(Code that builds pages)

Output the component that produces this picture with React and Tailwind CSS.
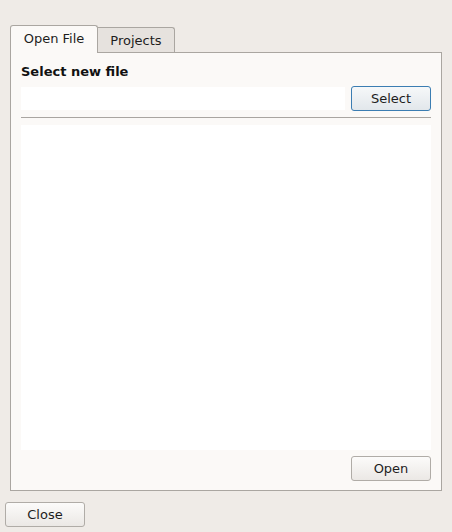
import React, { useState } from "react";

const FONT = { fontFamily: '"DejaVu Sans", "Liberation Sans", sans-serif' };

function PushButton({ children, isDefault, className = "" }) {
  return (
    <button
      className={`h-[25px] w-[80px] rounded-[3px] border text-[13px] text-[#1d1d1d] ${
        isDefault
          ? "border-[#3b7db2] bg-gradient-to-b from-[#f6f8f9] to-[#e2e7eb]"
          : "border-[#b0aca7] bg-gradient-to-b from-[#fcfbfa] to-[#ebe8e5]"
      } ${className}`}
    >
      {children}
    </button>
  );
}

export default function App() {
  const [tab, setTab] = useState("open");
  const [path, setPath] = useState("");

  return (
    <div className="w-[452px] h-[532px] bg-[#efebe7] flex flex-col pt-[25px]" style={FONT}>
      <div className="mx-[10px] flex items-end h-[27px]">
        <button
          onClick={() => setTab("open")}
          className="relative z-10 h-[28px] w-[88px] -mb-px border border-b-0 border-[#aaa6a1] rounded-t-[3px] bg-[#fbf9f7] text-[13px] text-[#1d1d1d] pb-[2px]"
        >
          Open File
        </button>
        <button
          onClick={() => setTab("projects")}
          className="h-[25px] w-[77px] border border-l-0 border-b-0 border-[#aaa6a1] rounded-tr-[3px] bg-[#e6e2de] text-[13px] text-[#1d1d1d] pt-[2px]"
        >
          Projects
        </button>
      </div>

      <div className="mx-[10px] h-[439px] border border-[#aaa6a1] bg-[#fbf9f7] px-[10px] pt-[11px] pb-[9px] flex flex-col">
        <div className="h-[16px] leading-[16px] text-[13px] font-bold text-[#111]">Select new file</div>
        <div className="mt-[6px] h-[25px] flex items-center justify-between">
          <input
            value={path}
            onChange={(e) => setPath(e.target.value)}
            className="h-[23px] w-[324px] bg-white outline-none text-[13px] px-1"
          />
          <PushButton isDefault>Select</PushButton>
        </div>
        <div className="mt-[6px] h-px bg-[#a9a5a1]" />
        <div className="mt-[7px] h-[325px] bg-white" />
        <div className="mt-[6px] flex justify-end">
          <PushButton>Open</PushButton>
        </div>
      </div>

      <div className="mt-[11px] pl-[5px]">
        <PushButton>Close</PushButton>
      </div>
    </div>
  );
}
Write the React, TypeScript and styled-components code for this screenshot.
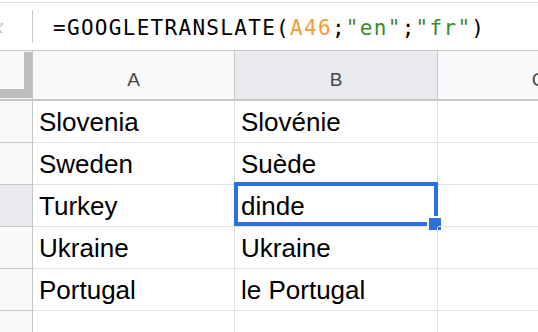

• Prompt
Copy every record above exactly, leaving out the pictures.

• The result
Output the component that produces this picture with React and Tailwind CSS.
import React, { useState } from "react";

const FONT = { fontFamily: '"DejaVu Sans", "Liberation Sans", sans-serif' };

function PushButton({ children, isDefault, className = "" }) {
  return (
    <button
      className={`h-[25px] w-[80px] rounded-[3px] border text-[13px] text-[#1d1d1d] ${
        isDefault
          ? "border-[#3b7db2] bg-gradient-to-b from-[#f6f8f9] to-[#e2e7eb]"
          : "border-[#b0aca7] bg-gradient-to-b from-[#fcfbfa] to-[#ebe8e5]"
      } ${className}`}
    >
      {children}
    </button>
  );
}

export default function App() {
  const [tab, setTab] = useState("open");
  const [path, setPath] = useState("");

  return (
    <div className="w-[452px] h-[532px] bg-[#efebe7] flex flex-col pt-[25px]" style={FONT}>
      <div className="mx-[10px] flex items-end h-[27px]">
        <button
          onClick={() => setTab("open")}
          className="relative z-10 h-[28px] w-[88px] -mb-px border border-b-0 border-[#aaa6a1] rounded-t-[3px] bg-[#fbf9f7] text-[13px] text-[#1d1d1d] pb-[2px]"
        >
          Open File
        </button>
        <button
          onClick={() => setTab("projects")}
          className="h-[25px] w-[77px] border border-l-0 border-b-0 border-[#aaa6a1] rounded-tr-[3px] bg-[#e6e2de] text-[13px] text-[#1d1d1d] pt-[2px]"
        >
          Projects
        </button>
      </div>

      <div className="mx-[10px] h-[439px] border border-[#aaa6a1] bg-[#fbf9f7] px-[10px] pt-[11px] pb-[9px] flex flex-col">
        <div className="h-[16px] leading-[16px] text-[13px] font-bold text-[#111]">Select new file</div>
        <div className="mt-[6px] h-[25px] flex items-center justify-between">
          <input
            value={path}
            onChange={(e) => setPath(e.target.value)}
            className="h-[23px] w-[324px] bg-white outline-none text-[13px] px-1"
          />
          <PushButton isDefault>Select</PushButton>
        </div>
        <div className="mt-[6px] h-px bg-[#a9a5a1]" />
        <div className="mt-[7px] h-[325px] bg-white" />
        <div className="mt-[6px] flex justify-end">
          <PushButton>Open</PushButton>
        </div>
      </div>

      <div className="mt-[11px] pl-[5px]">
        <PushButton>Close</PushButton>
      </div>
    </div>
  );
}
Write the React, TypeScript and styled-components code for this screenshot.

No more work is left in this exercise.